Given instruction: Copy out every line containing the word "React".

Information provided:
┌────────

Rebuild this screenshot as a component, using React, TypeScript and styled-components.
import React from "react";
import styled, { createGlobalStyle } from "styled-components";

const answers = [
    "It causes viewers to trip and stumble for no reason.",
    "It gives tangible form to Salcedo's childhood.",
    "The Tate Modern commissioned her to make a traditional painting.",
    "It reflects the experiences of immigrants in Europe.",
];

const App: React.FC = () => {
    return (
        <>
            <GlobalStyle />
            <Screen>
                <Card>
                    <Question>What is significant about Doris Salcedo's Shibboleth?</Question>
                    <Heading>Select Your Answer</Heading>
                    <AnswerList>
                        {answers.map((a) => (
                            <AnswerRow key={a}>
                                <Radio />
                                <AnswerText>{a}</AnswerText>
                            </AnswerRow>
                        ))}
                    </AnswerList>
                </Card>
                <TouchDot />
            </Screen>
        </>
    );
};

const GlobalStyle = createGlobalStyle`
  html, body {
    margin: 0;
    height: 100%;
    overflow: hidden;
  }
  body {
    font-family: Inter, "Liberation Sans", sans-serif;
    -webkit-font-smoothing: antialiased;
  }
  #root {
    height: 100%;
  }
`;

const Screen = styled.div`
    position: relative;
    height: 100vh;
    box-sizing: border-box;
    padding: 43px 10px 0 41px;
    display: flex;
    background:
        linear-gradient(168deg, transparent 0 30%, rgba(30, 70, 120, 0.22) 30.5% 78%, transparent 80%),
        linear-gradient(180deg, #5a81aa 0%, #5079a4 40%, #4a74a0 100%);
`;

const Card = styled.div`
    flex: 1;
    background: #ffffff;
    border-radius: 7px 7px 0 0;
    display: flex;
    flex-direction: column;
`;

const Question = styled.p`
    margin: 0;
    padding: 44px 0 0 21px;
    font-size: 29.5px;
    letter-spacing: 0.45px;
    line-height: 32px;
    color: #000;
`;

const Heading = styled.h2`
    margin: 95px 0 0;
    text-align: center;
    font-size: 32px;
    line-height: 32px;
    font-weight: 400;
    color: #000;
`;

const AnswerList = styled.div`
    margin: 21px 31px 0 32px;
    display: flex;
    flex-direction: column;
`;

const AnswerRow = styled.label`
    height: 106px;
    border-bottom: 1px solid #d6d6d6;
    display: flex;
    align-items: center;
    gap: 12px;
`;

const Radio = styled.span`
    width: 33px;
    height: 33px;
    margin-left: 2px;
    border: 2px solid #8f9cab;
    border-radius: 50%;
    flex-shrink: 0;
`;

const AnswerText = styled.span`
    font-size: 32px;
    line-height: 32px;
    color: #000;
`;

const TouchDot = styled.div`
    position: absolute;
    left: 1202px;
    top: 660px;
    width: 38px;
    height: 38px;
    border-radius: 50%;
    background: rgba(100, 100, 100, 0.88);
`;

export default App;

└────────

Solution below:
Rebuild this screenshot as a component, using React, TypeScript and styled-components.
import React from "react";
const App: React.FC = () => {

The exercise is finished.